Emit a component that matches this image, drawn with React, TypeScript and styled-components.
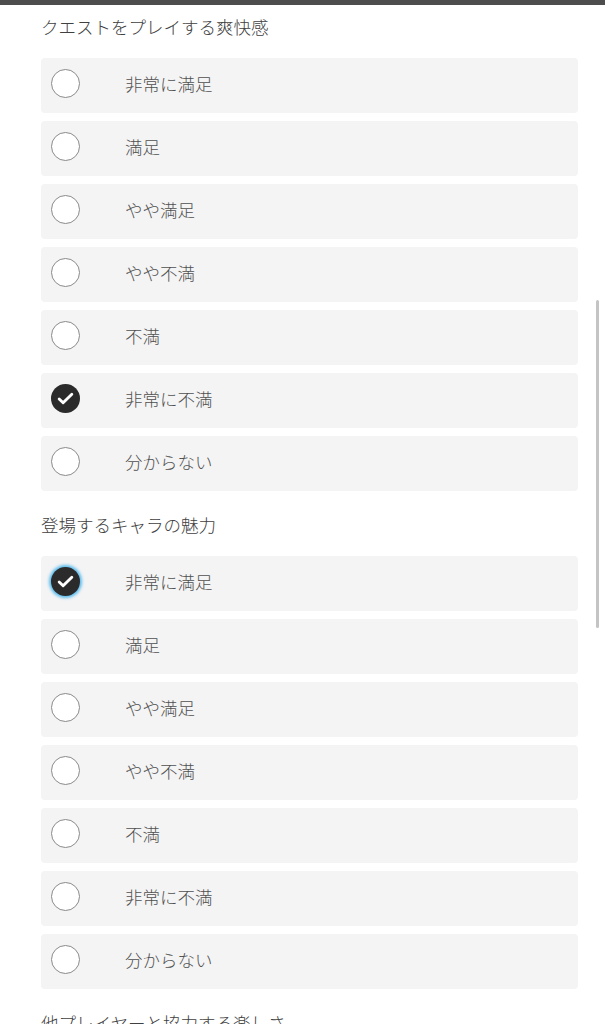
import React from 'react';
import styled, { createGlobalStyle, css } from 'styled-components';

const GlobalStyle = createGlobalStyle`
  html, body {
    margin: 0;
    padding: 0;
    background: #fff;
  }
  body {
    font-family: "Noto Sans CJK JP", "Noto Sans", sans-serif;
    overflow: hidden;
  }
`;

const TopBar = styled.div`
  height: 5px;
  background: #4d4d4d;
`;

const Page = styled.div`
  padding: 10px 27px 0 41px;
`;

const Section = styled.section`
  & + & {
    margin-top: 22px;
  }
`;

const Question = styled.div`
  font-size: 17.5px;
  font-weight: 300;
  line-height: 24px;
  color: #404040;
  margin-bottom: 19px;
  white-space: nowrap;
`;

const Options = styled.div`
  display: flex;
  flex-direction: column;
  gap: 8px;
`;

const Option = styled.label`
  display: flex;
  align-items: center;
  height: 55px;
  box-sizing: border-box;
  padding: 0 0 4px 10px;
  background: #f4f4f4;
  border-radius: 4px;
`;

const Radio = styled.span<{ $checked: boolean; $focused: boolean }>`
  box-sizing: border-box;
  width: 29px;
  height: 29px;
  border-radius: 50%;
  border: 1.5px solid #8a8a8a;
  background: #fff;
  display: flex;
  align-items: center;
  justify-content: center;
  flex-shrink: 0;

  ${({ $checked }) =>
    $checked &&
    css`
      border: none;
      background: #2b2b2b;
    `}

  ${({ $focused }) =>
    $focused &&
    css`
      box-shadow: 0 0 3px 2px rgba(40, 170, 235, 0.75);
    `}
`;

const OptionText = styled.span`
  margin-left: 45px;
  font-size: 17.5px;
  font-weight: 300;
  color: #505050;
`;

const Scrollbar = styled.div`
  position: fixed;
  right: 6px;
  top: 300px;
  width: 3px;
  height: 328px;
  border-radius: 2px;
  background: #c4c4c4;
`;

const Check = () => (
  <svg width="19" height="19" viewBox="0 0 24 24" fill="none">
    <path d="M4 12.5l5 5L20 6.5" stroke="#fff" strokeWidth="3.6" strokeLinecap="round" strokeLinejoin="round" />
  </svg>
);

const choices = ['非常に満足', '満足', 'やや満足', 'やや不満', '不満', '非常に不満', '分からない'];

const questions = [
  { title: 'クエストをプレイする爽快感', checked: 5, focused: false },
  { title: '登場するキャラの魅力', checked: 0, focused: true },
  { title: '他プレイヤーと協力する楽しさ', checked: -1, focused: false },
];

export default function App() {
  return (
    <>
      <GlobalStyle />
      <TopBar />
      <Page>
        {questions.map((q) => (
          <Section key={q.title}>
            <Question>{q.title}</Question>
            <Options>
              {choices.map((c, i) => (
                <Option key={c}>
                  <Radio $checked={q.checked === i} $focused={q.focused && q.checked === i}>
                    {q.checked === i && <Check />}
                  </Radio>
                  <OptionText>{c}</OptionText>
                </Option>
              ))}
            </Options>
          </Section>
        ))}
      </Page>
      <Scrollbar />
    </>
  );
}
...
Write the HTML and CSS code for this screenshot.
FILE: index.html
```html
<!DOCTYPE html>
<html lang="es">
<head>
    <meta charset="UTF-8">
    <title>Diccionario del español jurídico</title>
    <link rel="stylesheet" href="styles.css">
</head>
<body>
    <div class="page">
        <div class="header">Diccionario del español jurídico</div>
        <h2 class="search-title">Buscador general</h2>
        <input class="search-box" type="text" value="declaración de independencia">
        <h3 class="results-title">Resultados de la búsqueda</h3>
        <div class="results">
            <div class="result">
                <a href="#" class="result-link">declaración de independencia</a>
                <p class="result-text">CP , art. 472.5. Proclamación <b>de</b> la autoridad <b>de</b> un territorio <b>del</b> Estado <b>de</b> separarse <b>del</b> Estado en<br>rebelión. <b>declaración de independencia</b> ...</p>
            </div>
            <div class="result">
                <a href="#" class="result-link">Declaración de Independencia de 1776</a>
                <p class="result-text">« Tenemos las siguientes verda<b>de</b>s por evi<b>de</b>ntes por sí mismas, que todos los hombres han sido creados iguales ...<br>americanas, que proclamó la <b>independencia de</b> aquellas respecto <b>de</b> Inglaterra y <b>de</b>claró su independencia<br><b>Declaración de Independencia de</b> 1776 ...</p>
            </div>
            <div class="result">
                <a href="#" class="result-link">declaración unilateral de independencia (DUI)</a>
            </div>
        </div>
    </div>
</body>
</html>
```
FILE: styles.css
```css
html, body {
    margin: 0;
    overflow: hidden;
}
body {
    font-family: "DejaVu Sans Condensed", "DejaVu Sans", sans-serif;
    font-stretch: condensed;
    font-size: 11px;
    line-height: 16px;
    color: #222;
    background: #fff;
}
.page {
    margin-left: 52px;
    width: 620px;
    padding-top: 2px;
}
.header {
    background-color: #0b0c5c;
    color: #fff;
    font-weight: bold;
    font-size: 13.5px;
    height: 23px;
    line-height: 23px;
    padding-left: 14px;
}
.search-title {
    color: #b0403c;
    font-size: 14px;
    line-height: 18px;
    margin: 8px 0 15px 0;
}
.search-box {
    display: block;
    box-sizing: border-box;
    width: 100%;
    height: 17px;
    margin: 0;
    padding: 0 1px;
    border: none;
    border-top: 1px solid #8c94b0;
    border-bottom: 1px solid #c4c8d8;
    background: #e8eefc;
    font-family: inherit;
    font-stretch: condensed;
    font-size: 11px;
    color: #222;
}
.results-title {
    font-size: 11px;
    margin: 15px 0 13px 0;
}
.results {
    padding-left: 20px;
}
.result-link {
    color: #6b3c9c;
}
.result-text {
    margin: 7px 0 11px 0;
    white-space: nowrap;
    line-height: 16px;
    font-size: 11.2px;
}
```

What you will do — Search the records for the word "styled", then list every line that has it.

Output of the task —
Emit a component that matches this image, drawn with React, TypeScript and styled-components.
import styled, { createGlobalStyle, css } from 'styled-components';
const TopBar = styled.div`
const Page = styled.div`
const Section = styled.section`
const Question = styled.div`
const Options = styled.div`
const Option = styled.label`
const Radio = styled.span<{ $checked: boolean; $focused: boolean }>`
const OptionText = styled.span`
const Scrollbar = styled.div`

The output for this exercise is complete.